**Exercise prompt**
Look through the data below and report how many lines include "React". Only the number should be given.

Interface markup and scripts
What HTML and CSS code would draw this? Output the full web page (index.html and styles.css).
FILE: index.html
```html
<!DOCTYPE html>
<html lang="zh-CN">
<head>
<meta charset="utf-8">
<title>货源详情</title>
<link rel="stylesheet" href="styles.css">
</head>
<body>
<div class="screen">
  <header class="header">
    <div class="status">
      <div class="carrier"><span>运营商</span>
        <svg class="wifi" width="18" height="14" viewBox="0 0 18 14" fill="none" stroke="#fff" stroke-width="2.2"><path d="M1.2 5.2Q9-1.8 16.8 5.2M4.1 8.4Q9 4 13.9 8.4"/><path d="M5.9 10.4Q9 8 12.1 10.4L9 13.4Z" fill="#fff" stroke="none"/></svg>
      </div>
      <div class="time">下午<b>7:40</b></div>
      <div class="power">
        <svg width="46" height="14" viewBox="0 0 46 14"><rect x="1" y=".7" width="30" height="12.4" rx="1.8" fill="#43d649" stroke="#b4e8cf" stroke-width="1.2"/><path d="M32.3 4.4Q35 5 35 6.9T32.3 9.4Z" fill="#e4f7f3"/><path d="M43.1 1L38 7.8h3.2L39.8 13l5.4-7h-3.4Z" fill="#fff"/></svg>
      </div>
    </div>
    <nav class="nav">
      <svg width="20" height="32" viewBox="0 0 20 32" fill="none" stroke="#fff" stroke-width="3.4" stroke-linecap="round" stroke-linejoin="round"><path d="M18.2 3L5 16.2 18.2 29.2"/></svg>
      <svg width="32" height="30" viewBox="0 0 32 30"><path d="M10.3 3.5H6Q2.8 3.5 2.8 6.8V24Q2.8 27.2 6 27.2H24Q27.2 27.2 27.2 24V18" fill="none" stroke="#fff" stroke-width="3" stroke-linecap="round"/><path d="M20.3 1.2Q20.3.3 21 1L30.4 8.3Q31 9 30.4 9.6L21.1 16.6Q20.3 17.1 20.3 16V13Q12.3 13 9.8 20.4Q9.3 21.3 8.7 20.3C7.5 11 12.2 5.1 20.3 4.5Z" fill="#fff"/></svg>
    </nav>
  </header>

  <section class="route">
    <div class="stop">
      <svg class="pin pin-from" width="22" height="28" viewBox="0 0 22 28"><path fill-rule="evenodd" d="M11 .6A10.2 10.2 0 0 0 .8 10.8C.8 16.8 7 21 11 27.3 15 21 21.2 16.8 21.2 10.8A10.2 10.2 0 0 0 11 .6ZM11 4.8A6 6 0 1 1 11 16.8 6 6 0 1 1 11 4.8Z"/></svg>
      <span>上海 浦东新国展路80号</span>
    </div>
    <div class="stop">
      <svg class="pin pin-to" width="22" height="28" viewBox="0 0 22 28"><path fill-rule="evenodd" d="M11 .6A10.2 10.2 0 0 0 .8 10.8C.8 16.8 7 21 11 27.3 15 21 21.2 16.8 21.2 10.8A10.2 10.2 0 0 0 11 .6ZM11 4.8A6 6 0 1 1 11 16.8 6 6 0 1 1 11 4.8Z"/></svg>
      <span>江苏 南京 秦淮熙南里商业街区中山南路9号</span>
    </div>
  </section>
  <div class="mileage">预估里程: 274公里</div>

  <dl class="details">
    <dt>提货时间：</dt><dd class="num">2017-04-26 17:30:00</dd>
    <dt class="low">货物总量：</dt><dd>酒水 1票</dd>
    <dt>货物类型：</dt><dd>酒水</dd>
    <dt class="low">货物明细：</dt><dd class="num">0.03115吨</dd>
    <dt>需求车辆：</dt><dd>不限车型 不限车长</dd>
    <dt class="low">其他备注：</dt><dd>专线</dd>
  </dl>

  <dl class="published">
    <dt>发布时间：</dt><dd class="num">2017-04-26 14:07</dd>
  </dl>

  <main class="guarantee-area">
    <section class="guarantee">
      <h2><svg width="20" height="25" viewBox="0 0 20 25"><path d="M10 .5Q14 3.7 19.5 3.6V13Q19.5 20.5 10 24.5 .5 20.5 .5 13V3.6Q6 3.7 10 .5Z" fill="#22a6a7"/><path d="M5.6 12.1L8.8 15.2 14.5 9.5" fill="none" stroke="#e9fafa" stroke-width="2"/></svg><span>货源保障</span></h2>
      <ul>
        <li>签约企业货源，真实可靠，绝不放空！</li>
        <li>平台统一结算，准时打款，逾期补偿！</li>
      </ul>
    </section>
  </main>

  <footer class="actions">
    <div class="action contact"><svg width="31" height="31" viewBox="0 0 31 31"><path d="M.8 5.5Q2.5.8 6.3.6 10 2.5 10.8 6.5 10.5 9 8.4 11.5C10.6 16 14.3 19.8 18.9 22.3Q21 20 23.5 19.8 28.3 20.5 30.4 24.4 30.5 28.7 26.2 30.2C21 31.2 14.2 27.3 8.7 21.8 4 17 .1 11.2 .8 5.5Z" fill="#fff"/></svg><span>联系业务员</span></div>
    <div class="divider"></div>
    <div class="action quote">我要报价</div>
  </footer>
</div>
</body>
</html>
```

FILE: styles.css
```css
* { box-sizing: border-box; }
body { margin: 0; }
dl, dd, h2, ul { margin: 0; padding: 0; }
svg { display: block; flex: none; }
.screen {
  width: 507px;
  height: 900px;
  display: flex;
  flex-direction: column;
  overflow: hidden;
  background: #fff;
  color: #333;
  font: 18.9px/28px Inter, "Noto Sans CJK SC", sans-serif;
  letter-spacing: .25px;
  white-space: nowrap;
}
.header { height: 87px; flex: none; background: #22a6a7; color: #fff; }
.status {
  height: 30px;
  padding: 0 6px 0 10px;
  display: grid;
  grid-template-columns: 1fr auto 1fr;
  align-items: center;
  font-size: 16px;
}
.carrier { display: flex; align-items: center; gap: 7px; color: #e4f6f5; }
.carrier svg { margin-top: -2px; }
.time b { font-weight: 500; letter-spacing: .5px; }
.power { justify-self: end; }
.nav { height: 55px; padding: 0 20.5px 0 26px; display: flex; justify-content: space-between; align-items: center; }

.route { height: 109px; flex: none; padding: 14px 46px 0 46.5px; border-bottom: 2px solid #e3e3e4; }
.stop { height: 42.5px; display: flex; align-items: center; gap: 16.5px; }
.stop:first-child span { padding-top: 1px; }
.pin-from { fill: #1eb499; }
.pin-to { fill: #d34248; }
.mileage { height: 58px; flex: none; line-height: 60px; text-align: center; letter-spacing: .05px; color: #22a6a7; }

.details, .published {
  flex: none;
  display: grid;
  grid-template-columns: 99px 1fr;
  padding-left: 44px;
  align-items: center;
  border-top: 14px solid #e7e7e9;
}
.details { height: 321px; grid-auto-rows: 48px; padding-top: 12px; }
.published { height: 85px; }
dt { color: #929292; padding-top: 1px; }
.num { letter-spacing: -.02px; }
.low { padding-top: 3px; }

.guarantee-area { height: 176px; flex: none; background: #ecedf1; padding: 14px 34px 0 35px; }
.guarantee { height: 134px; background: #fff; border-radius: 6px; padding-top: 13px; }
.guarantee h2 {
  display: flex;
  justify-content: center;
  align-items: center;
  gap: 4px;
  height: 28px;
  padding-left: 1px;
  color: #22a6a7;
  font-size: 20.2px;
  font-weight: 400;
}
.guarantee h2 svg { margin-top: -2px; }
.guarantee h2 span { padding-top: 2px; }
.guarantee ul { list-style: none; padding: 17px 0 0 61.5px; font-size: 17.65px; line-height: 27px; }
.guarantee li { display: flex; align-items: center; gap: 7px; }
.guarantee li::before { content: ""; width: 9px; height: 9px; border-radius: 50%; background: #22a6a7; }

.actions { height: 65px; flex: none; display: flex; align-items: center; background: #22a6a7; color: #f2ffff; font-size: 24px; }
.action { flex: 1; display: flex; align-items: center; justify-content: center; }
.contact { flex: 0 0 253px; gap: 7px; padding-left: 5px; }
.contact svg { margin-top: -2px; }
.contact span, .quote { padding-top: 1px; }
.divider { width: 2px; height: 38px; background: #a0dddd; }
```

...

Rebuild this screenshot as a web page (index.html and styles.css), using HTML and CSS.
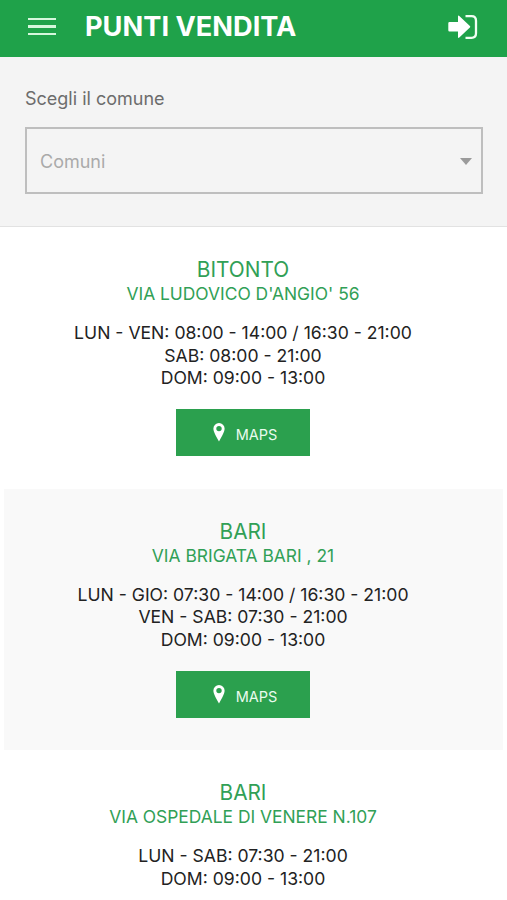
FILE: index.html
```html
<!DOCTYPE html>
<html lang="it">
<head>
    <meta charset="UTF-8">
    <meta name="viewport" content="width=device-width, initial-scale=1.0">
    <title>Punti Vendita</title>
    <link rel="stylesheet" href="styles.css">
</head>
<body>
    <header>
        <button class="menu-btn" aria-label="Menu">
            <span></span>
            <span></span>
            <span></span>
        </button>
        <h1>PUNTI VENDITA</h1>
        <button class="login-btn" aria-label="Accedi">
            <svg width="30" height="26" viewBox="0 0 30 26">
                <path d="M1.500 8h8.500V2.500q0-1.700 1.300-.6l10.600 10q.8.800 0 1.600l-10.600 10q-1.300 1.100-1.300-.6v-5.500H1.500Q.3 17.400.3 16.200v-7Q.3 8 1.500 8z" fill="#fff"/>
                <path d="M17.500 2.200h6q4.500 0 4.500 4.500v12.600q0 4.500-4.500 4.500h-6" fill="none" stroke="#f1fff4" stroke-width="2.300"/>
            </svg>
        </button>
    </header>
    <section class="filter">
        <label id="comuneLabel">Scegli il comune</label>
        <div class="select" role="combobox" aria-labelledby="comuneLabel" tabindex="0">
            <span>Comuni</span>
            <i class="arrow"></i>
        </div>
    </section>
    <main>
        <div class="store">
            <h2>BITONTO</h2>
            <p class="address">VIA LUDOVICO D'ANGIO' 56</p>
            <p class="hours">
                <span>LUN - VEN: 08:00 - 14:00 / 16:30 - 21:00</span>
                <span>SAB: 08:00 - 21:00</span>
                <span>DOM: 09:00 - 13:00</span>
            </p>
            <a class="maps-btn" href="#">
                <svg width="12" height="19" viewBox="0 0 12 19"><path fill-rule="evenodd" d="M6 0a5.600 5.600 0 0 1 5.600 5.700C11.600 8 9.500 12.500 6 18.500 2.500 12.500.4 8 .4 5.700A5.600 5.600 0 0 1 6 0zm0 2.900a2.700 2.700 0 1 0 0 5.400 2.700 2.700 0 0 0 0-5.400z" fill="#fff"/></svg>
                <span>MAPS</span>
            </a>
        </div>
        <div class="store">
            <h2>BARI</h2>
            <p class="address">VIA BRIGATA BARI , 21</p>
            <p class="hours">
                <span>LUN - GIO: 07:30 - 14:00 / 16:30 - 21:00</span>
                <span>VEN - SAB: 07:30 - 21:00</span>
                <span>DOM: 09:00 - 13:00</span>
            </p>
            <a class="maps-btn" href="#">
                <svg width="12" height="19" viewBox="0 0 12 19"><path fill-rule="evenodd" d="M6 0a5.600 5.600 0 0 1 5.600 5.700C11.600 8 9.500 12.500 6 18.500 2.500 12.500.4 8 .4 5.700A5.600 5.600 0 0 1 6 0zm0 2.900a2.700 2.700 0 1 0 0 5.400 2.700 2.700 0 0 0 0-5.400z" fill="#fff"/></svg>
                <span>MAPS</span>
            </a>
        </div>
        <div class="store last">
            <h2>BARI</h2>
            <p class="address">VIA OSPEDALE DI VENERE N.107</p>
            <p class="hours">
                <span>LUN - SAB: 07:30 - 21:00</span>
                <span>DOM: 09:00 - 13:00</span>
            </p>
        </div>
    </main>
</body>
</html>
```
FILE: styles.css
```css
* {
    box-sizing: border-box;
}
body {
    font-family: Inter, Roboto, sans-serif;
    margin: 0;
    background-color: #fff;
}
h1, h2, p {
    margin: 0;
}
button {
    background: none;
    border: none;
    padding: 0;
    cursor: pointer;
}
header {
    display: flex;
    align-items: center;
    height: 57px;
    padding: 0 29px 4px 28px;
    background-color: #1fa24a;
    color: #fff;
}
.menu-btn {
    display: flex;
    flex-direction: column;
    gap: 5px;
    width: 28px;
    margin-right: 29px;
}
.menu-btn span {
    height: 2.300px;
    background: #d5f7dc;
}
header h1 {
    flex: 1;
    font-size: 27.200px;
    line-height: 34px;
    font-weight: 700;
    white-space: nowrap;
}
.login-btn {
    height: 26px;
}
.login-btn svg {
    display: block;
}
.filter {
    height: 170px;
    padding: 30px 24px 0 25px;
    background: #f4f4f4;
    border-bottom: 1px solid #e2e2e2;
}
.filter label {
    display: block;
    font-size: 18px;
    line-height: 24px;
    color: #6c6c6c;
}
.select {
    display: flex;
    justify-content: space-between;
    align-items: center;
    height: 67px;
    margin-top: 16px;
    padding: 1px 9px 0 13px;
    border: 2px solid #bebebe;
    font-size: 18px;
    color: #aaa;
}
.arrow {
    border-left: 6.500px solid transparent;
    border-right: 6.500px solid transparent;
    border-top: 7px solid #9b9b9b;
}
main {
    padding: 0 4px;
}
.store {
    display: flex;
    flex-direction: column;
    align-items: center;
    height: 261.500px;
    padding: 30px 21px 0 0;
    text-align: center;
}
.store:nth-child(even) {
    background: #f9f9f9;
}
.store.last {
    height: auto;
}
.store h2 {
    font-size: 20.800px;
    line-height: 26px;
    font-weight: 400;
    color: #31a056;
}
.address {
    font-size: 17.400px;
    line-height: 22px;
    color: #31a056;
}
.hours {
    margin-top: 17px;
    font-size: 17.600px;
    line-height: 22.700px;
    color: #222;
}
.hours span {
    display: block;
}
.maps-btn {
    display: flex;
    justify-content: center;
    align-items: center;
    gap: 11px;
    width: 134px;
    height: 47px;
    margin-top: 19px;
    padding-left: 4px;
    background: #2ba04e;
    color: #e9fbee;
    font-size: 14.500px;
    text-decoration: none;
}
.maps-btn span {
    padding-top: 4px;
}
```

* * *

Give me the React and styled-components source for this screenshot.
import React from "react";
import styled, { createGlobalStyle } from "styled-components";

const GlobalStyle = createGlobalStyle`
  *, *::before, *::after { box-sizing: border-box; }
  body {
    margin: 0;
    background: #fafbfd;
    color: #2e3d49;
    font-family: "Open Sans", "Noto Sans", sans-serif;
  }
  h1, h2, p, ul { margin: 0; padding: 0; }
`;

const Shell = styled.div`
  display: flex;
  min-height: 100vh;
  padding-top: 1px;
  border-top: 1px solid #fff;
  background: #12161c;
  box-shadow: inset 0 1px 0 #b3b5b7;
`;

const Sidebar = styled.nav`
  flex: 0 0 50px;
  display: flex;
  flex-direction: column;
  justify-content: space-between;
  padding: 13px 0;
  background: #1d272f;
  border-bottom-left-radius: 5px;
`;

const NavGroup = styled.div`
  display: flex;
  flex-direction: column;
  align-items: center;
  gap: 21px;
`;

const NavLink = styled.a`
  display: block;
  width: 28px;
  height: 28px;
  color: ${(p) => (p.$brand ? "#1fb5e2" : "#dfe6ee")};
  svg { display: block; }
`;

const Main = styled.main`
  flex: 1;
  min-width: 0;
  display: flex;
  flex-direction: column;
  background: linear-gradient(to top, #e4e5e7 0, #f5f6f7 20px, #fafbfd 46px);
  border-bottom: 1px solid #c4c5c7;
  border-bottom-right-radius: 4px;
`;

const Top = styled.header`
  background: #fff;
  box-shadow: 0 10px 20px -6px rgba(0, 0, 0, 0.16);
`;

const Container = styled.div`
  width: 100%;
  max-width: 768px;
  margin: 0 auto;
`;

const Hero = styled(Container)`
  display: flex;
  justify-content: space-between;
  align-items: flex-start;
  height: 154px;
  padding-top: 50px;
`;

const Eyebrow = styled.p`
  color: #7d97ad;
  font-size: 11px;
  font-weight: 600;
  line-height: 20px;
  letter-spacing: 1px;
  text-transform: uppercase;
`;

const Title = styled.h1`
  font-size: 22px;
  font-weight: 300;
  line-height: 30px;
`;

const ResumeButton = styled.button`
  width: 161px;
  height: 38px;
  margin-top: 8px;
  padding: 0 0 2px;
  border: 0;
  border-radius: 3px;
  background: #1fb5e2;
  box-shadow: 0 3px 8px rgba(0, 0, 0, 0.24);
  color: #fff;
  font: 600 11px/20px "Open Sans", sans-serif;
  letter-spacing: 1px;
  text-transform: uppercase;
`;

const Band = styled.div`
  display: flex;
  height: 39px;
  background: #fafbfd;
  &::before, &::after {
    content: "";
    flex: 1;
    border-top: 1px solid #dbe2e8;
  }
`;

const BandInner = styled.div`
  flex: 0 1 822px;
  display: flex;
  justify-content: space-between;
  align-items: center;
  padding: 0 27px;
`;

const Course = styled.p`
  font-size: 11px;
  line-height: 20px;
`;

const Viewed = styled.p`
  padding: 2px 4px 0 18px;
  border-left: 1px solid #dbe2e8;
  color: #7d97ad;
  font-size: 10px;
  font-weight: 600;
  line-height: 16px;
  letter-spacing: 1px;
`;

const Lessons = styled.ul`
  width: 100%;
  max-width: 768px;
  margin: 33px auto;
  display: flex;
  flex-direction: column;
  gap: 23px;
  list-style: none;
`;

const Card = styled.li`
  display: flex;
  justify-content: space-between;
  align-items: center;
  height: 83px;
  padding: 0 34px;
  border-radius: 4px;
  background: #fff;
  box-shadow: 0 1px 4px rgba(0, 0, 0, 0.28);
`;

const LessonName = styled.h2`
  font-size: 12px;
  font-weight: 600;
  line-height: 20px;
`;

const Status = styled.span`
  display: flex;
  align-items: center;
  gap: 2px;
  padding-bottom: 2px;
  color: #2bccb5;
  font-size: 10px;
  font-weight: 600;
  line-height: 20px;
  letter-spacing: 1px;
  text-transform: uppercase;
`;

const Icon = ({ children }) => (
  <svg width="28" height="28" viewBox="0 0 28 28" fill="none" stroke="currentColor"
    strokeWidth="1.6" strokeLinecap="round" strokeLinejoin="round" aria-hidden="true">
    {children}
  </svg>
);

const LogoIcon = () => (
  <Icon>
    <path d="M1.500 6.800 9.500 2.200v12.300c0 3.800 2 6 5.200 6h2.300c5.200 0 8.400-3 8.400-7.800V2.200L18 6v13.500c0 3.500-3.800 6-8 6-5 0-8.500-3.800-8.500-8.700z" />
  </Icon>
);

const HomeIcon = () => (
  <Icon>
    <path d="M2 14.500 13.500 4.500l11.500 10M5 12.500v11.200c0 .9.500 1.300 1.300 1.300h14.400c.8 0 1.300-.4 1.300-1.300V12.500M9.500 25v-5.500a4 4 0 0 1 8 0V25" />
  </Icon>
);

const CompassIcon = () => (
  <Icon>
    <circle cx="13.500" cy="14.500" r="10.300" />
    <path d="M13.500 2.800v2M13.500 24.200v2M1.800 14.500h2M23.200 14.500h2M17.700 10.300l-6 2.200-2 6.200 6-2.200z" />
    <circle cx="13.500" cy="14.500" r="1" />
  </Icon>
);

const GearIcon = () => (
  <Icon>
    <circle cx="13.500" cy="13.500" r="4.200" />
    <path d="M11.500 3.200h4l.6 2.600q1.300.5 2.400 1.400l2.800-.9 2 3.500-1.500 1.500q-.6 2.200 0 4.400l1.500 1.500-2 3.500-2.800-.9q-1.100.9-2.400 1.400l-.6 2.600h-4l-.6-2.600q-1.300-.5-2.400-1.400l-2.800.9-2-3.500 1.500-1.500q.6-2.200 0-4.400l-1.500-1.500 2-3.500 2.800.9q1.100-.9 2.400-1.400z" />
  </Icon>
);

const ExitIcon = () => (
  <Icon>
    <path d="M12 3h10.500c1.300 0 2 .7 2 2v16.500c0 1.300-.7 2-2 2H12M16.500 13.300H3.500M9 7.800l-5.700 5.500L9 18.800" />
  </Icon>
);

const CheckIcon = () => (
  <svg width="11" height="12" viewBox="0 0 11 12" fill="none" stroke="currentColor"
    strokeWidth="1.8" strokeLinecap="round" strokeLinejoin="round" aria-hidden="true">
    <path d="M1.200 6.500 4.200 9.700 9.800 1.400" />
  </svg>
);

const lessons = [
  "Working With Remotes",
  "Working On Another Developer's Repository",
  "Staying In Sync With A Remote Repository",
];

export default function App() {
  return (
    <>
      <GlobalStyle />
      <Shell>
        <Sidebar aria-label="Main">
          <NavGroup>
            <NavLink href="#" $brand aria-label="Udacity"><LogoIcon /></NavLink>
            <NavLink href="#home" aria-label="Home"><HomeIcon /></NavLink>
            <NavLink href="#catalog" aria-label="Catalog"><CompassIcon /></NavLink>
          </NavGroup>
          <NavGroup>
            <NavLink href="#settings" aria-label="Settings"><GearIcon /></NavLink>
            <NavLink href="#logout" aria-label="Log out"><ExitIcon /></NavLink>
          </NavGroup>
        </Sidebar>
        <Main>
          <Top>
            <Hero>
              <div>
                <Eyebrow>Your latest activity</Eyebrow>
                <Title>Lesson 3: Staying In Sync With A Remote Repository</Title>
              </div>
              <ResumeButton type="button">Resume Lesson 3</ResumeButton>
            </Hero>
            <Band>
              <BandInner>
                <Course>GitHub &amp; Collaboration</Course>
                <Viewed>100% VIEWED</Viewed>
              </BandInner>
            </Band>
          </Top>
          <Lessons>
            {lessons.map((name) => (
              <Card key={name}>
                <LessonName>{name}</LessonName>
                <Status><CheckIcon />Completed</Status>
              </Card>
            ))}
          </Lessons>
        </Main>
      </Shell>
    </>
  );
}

**Result of this exercise**
2